─── INPUT DATA

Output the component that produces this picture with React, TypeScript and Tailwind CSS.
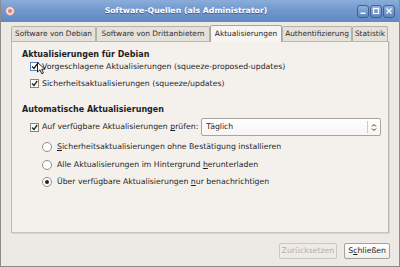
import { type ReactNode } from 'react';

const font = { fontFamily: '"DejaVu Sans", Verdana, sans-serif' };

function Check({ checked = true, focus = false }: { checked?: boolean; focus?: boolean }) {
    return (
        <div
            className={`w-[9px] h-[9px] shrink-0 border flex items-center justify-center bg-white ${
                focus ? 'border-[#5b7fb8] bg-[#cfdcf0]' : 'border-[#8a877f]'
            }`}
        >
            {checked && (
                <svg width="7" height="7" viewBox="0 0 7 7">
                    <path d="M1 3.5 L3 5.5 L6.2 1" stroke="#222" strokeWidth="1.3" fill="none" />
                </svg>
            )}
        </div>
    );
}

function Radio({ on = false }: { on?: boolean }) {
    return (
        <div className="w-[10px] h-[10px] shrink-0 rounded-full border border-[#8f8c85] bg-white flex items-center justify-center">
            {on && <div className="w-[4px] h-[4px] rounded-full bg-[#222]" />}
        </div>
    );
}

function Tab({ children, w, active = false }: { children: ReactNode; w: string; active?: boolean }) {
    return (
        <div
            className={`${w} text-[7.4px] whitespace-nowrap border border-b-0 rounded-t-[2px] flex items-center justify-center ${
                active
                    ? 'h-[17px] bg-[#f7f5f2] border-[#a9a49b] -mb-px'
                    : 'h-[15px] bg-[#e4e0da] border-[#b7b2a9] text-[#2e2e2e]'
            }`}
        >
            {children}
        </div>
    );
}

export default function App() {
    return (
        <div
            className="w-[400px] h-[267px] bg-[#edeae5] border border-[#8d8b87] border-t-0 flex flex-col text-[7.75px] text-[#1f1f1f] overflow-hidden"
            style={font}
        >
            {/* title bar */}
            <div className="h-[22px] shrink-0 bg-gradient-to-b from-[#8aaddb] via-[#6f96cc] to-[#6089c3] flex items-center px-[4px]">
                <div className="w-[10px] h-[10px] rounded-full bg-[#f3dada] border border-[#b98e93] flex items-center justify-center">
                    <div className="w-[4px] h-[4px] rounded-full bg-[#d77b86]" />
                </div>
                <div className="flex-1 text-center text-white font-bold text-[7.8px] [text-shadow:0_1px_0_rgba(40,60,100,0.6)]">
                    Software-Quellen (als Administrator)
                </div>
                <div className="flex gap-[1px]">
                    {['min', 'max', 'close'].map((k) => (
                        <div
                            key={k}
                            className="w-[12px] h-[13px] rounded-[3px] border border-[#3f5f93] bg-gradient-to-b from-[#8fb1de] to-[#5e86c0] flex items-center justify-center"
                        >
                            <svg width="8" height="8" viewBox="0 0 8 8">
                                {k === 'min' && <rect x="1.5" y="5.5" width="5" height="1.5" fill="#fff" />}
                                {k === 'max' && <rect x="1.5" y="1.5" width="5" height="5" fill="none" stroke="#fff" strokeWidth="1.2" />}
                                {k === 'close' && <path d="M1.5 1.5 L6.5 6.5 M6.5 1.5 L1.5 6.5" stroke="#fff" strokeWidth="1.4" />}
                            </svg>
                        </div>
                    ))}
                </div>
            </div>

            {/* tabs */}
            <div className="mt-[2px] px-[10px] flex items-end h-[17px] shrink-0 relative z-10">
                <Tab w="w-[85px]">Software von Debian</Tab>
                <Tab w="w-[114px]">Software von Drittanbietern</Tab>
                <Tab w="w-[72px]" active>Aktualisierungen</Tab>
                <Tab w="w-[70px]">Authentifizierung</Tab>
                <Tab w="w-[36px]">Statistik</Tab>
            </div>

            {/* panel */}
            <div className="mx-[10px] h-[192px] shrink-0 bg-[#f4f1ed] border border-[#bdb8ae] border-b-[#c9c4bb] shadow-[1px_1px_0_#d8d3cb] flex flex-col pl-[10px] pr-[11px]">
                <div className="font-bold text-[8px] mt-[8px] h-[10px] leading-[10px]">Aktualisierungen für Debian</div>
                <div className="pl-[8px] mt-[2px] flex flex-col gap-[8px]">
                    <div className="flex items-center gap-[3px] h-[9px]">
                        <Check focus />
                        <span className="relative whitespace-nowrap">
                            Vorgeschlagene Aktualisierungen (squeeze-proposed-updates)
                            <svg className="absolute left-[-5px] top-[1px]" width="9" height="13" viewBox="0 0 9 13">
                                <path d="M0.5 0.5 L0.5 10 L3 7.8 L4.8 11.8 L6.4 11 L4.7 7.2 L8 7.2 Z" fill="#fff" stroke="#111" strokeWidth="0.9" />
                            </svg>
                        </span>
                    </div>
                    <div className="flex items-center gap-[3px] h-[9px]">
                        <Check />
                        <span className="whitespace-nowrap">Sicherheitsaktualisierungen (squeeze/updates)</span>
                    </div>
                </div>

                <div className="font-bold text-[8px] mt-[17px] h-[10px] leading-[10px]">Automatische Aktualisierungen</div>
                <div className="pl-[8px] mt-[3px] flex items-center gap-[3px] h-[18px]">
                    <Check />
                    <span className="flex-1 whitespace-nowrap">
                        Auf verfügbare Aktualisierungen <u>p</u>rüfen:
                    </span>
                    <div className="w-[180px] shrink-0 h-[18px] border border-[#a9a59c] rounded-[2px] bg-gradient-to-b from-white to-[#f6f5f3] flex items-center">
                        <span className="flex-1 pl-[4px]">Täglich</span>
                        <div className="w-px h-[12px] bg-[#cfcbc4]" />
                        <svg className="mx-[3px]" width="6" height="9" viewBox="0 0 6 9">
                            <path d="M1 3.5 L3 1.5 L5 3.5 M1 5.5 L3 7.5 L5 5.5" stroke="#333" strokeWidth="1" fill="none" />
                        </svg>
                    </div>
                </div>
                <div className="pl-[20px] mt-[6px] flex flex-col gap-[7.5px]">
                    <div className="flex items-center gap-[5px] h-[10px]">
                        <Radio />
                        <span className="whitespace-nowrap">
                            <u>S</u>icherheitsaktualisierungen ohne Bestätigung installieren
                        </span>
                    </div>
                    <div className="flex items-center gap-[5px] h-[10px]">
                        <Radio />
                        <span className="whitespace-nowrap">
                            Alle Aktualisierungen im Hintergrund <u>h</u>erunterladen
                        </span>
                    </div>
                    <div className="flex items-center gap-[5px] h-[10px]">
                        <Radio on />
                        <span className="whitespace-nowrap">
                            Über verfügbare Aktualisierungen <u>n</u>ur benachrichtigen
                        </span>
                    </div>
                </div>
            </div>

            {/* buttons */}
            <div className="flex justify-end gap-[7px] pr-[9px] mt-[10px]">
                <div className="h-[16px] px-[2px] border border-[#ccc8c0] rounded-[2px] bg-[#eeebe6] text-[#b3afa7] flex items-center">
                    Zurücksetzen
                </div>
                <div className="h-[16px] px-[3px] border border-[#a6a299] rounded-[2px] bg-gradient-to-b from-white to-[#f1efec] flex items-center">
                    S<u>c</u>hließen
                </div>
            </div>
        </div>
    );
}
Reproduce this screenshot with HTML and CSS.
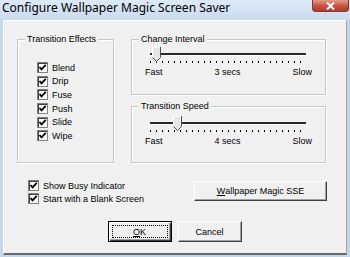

──────

• **WHAT IS EXPECTED**: Keep the pictures out of the copy and write out the data exactly as it stands.

• **SOLUTION TO THIS PROBLEM**:
Output the component that produces this picture with React, TypeScript and Tailwind CSS.
import { type ReactNode } from 'react';

const font = { fontFamily: '"DejaVu Sans", Verdana, sans-serif' };

function Check({ checked = true, focus = false }: { checked?: boolean; focus?: boolean }) {
    return (
        <div
            className={`w-[9px] h-[9px] shrink-0 border flex items-center justify-center bg-white ${
                focus ? 'border-[#5b7fb8] bg-[#cfdcf0]' : 'border-[#8a877f]'
            }`}
        >
            {checked && (
                <svg width="7" height="7" viewBox="0 0 7 7">
                    <path d="M1 3.5 L3 5.5 L6.2 1" stroke="#222" strokeWidth="1.3" fill="none" />
                </svg>
            )}
        </div>
    );
}

function Radio({ on = false }: { on?: boolean }) {
    return (
        <div className="w-[10px] h-[10px] shrink-0 rounded-full border border-[#8f8c85] bg-white flex items-center justify-center">
            {on && <div className="w-[4px] h-[4px] rounded-full bg-[#222]" />}
        </div>
    );
}

function Tab({ children, w, active = false }: { children: ReactNode; w: string; active?: boolean }) {
    return (
        <div
            className={`${w} text-[7.4px] whitespace-nowrap border border-b-0 rounded-t-[2px] flex items-center justify-center ${
                active
                    ? 'h-[17px] bg-[#f7f5f2] border-[#a9a49b] -mb-px'
                    : 'h-[15px] bg-[#e4e0da] border-[#b7b2a9] text-[#2e2e2e]'
            }`}
        >
            {children}
        </div>
    );
}

export default function App() {
    return (
        <div
            className="w-[400px] h-[267px] bg-[#edeae5] border border-[#8d8b87] border-t-0 flex flex-col text-[7.75px] text-[#1f1f1f] overflow-hidden"
            style={font}
        >
            {/* title bar */}
            <div className="h-[22px] shrink-0 bg-gradient-to-b from-[#8aaddb] via-[#6f96cc] to-[#6089c3] flex items-center px-[4px]">
                <div className="w-[10px] h-[10px] rounded-full bg-[#f3dada] border border-[#b98e93] flex items-center justify-center">
                    <div className="w-[4px] h-[4px] rounded-full bg-[#d77b86]" />
                </div>
                <div className="flex-1 text-center text-white font-bold text-[7.8px] [text-shadow:0_1px_0_rgba(40,60,100,0.6)]">
                    Software-Quellen (als Administrator)
                </div>
                <div className="flex gap-[1px]">
                    {['min', 'max', 'close'].map((k) => (
                        <div
                            key={k}
                            className="w-[12px] h-[13px] rounded-[3px] border border-[#3f5f93] bg-gradient-to-b from-[#8fb1de] to-[#5e86c0] flex items-center justify-center"
                        >
                            <svg width="8" height="8" viewBox="0 0 8 8">
                                {k === 'min' && <rect x="1.5" y="5.5" width="5" height="1.5" fill="#fff" />}
                                {k === 'max' && <rect x="1.5" y="1.5" width="5" height="5" fill="none" stroke="#fff" strokeWidth="1.2" />}
                                {k === 'close' && <path d="M1.5 1.5 L6.5 6.5 M6.5 1.5 L1.5 6.5" stroke="#fff" strokeWidth="1.4" />}
                            </svg>
                        </div>
                    ))}
                </div>
            </div>

            {/* tabs */}
            <div className="mt-[2px] px-[10px] flex items-end h-[17px] shrink-0 relative z-10">
                <Tab w="w-[85px]">Software von Debian</Tab>
                <Tab w="w-[114px]">Software von Drittanbietern</Tab>
                <Tab w="w-[72px]" active>Aktualisierungen</Tab>
                <Tab w="w-[70px]">Authentifizierung</Tab>
                <Tab w="w-[36px]">Statistik</Tab>
            </div>

            {/* panel */}
            <div className="mx-[10px] h-[192px] shrink-0 bg-[#f4f1ed] border border-[#bdb8ae] border-b-[#c9c4bb] shadow-[1px_1px_0_#d8d3cb] flex flex-col pl-[10px] pr-[11px]">
                <div className="font-bold text-[8px] mt-[8px] h-[10px] leading-[10px]">Aktualisierungen für Debian</div>
                <div className="pl-[8px] mt-[2px] flex flex-col gap-[8px]">
                    <div className="flex items-center gap-[3px] h-[9px]">
                        <Check focus />
                        <span className="relative whitespace-nowrap">
                            Vorgeschlagene Aktualisierungen (squeeze-proposed-updates)
                            <svg className="absolute left-[-5px] top-[1px]" width="9" height="13" viewBox="0 0 9 13">
                                <path d="M0.5 0.5 L0.5 10 L3 7.8 L4.8 11.8 L6.4 11 L4.7 7.2 L8 7.2 Z" fill="#fff" stroke="#111" strokeWidth="0.9" />
                            </svg>
                        </span>
                    </div>
                    <div className="flex items-center gap-[3px] h-[9px]">
                        <Check />
                        <span className="whitespace-nowrap">Sicherheitsaktualisierungen (squeeze/updates)</span>
                    </div>
                </div>

                <div className="font-bold text-[8px] mt-[17px] h-[10px] leading-[10px]">Automatische Aktualisierungen</div>
                <div className="pl-[8px] mt-[3px] flex items-center gap-[3px] h-[18px]">
                    <Check />
                    <span className="flex-1 whitespace-nowrap">
                        Auf verfügbare Aktualisierungen <u>p</u>rüfen:
                    </span>
                    <div className="w-[180px] shrink-0 h-[18px] border border-[#a9a59c] rounded-[2px] bg-gradient-to-b from-white to-[#f6f5f3] flex items-center">
                        <span className="flex-1 pl-[4px]">Täglich</span>
                        <div className="w-px h-[12px] bg-[#cfcbc4]" />
                        <svg className="mx-[3px]" width="6" height="9" viewBox="0 0 6 9">
                            <path d="M1 3.5 L3 1.5 L5 3.5 M1 5.5 L3 7.5 L5 5.5" stroke="#333" strokeWidth="1" fill="none" />
                        </svg>
                    </div>
                </div>
                <div className="pl-[20px] mt-[6px] flex flex-col gap-[7.5px]">
                    <div className="flex items-center gap-[5px] h-[10px]">
                        <Radio />
                        <span className="whitespace-nowrap">
                            <u>S</u>icherheitsaktualisierungen ohne Bestätigung installieren
                        </span>
                    </div>
                    <div className="flex items-center gap-[5px] h-[10px]">
                        <Radio />
                        <span className="whitespace-nowrap">
                            Alle Aktualisierungen im Hintergrund <u>h</u>erunterladen
                        </span>
                    </div>
                    <div className="flex items-center gap-[5px] h-[10px]">
                        <Radio on />
                        <span className="whitespace-nowrap">
                            Über verfügbare Aktualisierungen <u>n</u>ur benachrichtigen
                        </span>
                    </div>
                </div>
            </div>

            {/* buttons */}
            <div className="flex justify-end gap-[7px] pr-[9px] mt-[10px]">
                <div className="h-[16px] px-[2px] border border-[#ccc8c0] rounded-[2px] bg-[#eeebe6] text-[#b3afa7] flex items-center">
                    Zurücksetzen
                </div>
                <div className="h-[16px] px-[3px] border border-[#a6a299] rounded-[2px] bg-gradient-to-b from-white to-[#f1efec] flex items-center">
                    S<u>c</u>hließen
                </div>
            </div>
        </div>
    );
}
Reproduce this screenshot with HTML and CSS.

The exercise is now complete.